Но у Гомера есть и круче. Например:

Быстро его Мерион и настиг и сверкающим дротом Между стыдом и пупом ударил бегущего, в место, Где наиболее рана мучительна смертным несчастным: Так он его поразил; и на дрот он упавши, вкруг меди, Проколотый, бился в крови, как бычок несмирённый.

Бедняга бьётся вокруг копья, пригвождённый к земле за такое место… Теперь вы знаете, где наиболее мучительна рана: между пупком и лобком; точнее — тем местом, которое Гнедич (на 15 лет старше Пушкина) перевёл как «стыд» (перевод «Илиады» вышел в 1829‑м и восхитил многих, в том числе Пушкина).

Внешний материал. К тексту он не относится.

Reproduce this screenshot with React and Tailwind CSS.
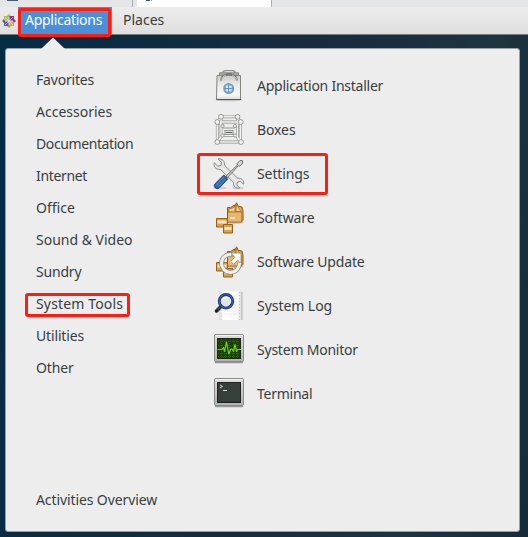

А может, вам больше понравится это:

В грудь он копьём поражённый, ударился тылом о землю. Спрянул с коней Гипполох; и его низложил он на почву, Руки мечом отрубивши и голову с выей отсёкши; И, как ступа, им толкнутый, труп покатился меж толпищ.

Неплохо! Фонтанируя кровью, труп — без рук и без головы (отрубленной вместе с шеей) — катится, как ступа, как чурбак, сквозь возбуждённую ораву — чем не Тарантино? А какой звукоряд! Вы догадались ли прочесть вслух хотя бы последнюю строчку? Ступ-толк-труп-тилc-толп — именно так катится толстенное бревно, причём первый «ступ» — это оно свалилось со штабеля, чтобы потом покатиться, давя траву и с хрустом («трруп») давя отрубленные прежде с него сучки и ветки. А «тыл» (поясняю для вас, мадам, ибо, полагаю, вы далеки от военной терминологии), «тыл» обычно находится далеко позади переднего края, который фронтовики называют «передок», но в данном случае «тыл» расположен с другой стороны от «стыда»; вот и всё.